Krisis Indonesia tersebut, bermula dari rekomendasi IMF untuk menutup 16 bank yang dikategorikan bermasalah/kurang sehat dan memiliki pangsa pasar yang tidak terlalu besar.

Akibat penutupan bank secara mendadak, pasar bereaksi negatif dengan melakukan penarikan dana secara besar-besaran dalam waktu yang bersamaan. Dampaknya pemerintah harus menginjeksi dana secara besar-besaran, melalui penyaluran BLBI untuk menanggulangi kepanikan.

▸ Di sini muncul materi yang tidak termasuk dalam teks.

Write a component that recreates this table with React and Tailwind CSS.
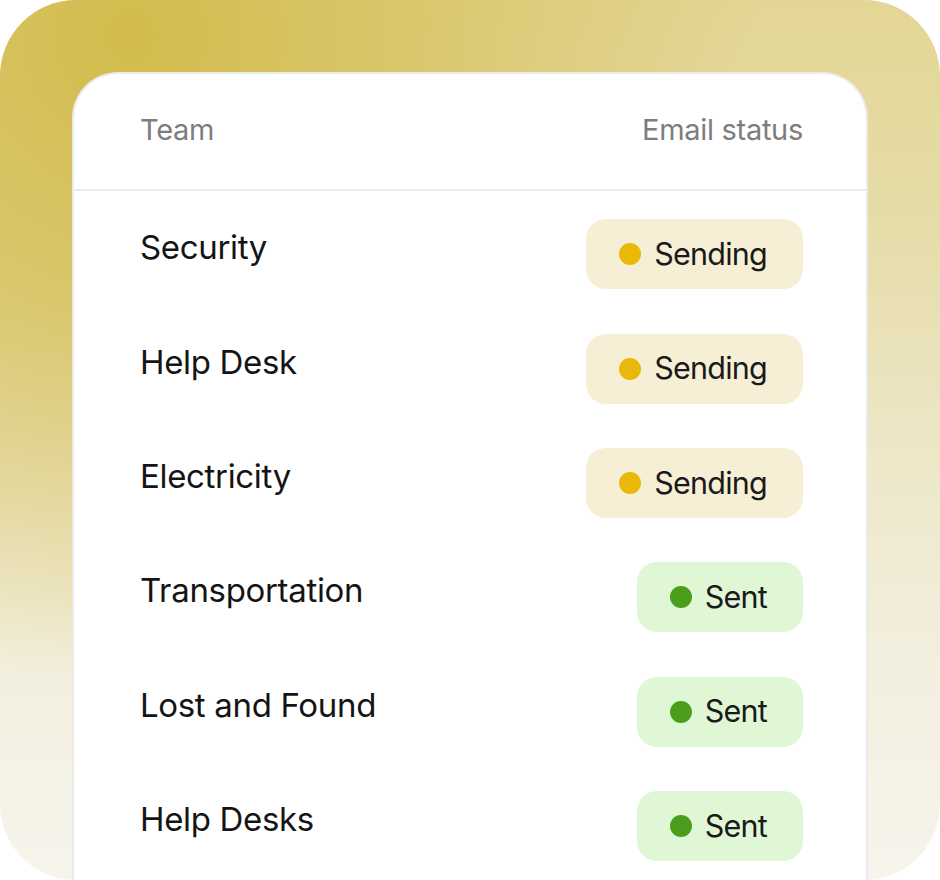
import React from "react";

const rows = [
  { team: "Security", status: "Sending" },
  { team: "Help Desk", status: "Sending" },
  { team: "Electricity", status: "Sending" },
  { team: "Transportation", status: "Sent" },
  { team: "Lost and Found", status: "Sent" },
  { team: "Help Desks", status: "Sent" },
];

const StatusBadge = ({ status }) => {
  const sending = status === "Sending";
  return (
    <div
      className={`flex h-[70px] items-center gap-[13px] rounded-[20px] pl-[33px] pr-[36px] ${
        sending ? "bg-[#f7efd5]" : "bg-[#e0f7d6]"
      }`}
    >
      <span
        className={`h-[22px] w-[22px] rounded-full ${
          sending ? "bg-[#e9b90a]" : "bg-[#4a9e1c]"
        }`}
      />
      <span className="text-[30.5px] leading-none tracking-[-0.025em] text-[#1a1a1a]">
        {status}
      </span>
    </div>
  );
};

export default function App() {
  return (
    <div className="h-[880px] w-[940px] bg-white font-['Inter',sans-serif]">
      <div className="flex h-full w-full flex-col overflow-hidden rounded-[76px] bg-[radial-gradient(ellipse_at_14%_4%,#d3bc4c_0%,#d8c567_20%,rgba(226,214,150,0)_55%),linear-gradient(180deg,#e3d695_0%,#e6dca8_25%,#ede6c6_50%,#f3efdf_75%,#f6f4ec_100%)] px-[72px] pt-[72px]">
        <div className="flex flex-1 flex-col rounded-t-[46px] border-2 border-b-0 border-[#ebebeb] bg-white">
          {/* Header */}
          <div className="flex h-[117px] items-center justify-between border-b-2 border-[#ebebeb] pb-[4px] pl-[66px] pr-[63px] text-[29px] tracking-[-0.01em] text-[#7d7d7d]">
            <span>Team</span>
            <span>Email status</span>
          </div>

          {/* Rows */}
          <div className="flex flex-col pt-[6px] pl-[66px] pr-[63px]">
            {rows.map((row) => (
              <div
                key={row.team}
                className="flex items-start justify-between py-[22.2px]"
              >
                <span className="mt-[8px] text-[33px] leading-[40px] tracking-[-0.01em] text-[#141414]">
                  {row.team}
                </span>
                <StatusBadge status={row.status} />
              </div>
            ))}
          </div>
        </div>
      </div>
    </div>
  );
}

Minsky dan geliat krisis dari waktu ke waktu
Minsky seorang ekonom nonkonvensional pernah berujar:
''Tak henti-hentinya, dunia dihantui oleh krisis yang datang silih berganti, bergerak dari satu tempat ke tempat lainnya. Di tengah-tengah kegalauan menghadapi masa depan yang masih terus akan diwarnai oleh serangkaian krisis, ada satu pertanyaan menarik: bagaimana kita akan bersikap?
(Prasetyantoko, 2010).

Roubini dalam bukunya Crisis Economics menjelaskan bahwa krisis hari ini telah menjadi sebuah rutinitas baru. Jika dulu masa normal dianggap sebagai masa tanpa krisis, maka masa tanpa krisis saat ini dapat dianggap sebagai masa abnormal.

Senada dengan hal tersebut, Paul Krugman, peraih nobel ekonomi tahun 2008 juga pernah berujar, bahwa hantaman krisis ibarat vaksin yang semakin lama semakin reisisten terhadap penyakit. Semakin lama dibutuhkan semakin banyak dosis untuk menormalkan kondisi.

Krisis telah menjadi momok yang menakutkan sekaligus tantangan yang ingin diselesaikan bagi korban dan para pemburu krisis (istilah ini muncul dari para pemikir ekonomi yang bantak melakukan kajian di negara-negara berpotensi krisis untuk mempelajari pola penyebab krisis). Hentakan krisis yang dapat terjadi tiba-tiba menjadi seni tersendiri bagi para pemburu.

Kolektifitas dan keterpaduan peran pemerintah dan swasta yang hadir dalam perekonomian, struktur regulasi, sistem hukum, peran institusi bisnis dan secara lebih spesifik peran institusi keuangan, menurut Minsky menjadi dasar keterikatan dalam pencegahan krisis. Selain itu perilaku berhutang yang mana akan memunculkan risiko gagal bayar yang semakin besar apabila akumulasi terjadi secara liar menjadi salah satu poin utama pemikiran Minsky.

Lantas bagaimana swasta dapat menjerumuskan pemerintah dalam krisis
Pembelajaran utama dari krisis swasta yang dapat menyeret pemerintah akibat kebijakan, serta regulasi keuangan yang buruk dapat disimak dari kasus Lehman Brothers.


Lehman Brothers adalah salah satu perusahaan terkemuka asal AS yang mempekerjakan setidaknya 25.000 karyawan.

Gejolak kematian Lehman Brothers mulai terjadi akibat gelembung kredit perumahan yang menlanda AS pada dekade 2000-an.

Dengan didukung suku bunga pinjaman yang rendah, harga jual rumah yang terus meningkat dari waktu ke waktu dan imbal hasil sewa yang cukup menjanjikan, setiap masyarakat AS  saat itu menjadi tergila-gila dengan investasi properti.

Namun pemberian kredit perumahan tersebut nyatanya tidak diikuti dengan penerapan regulasi yang memadai.
Akibatnya, saat terjadi letupan gelembung, dikarenakan banyaknya penerima kredit yang tidak sanggup melakukan pembayaran utang. Sejumlah perusahaan penyalur dan penjamin kredit tersungkur ke jurang titik nadir.


Guna menyelamatkan perekonomian nasionalnya, pemerintah AS harus menyuntikan miliaran dollar ke pasar uang untuk mencegah meluasnya dampak penutupan Lehman Brothers dan sejumlah intitusi keuangan lainnya.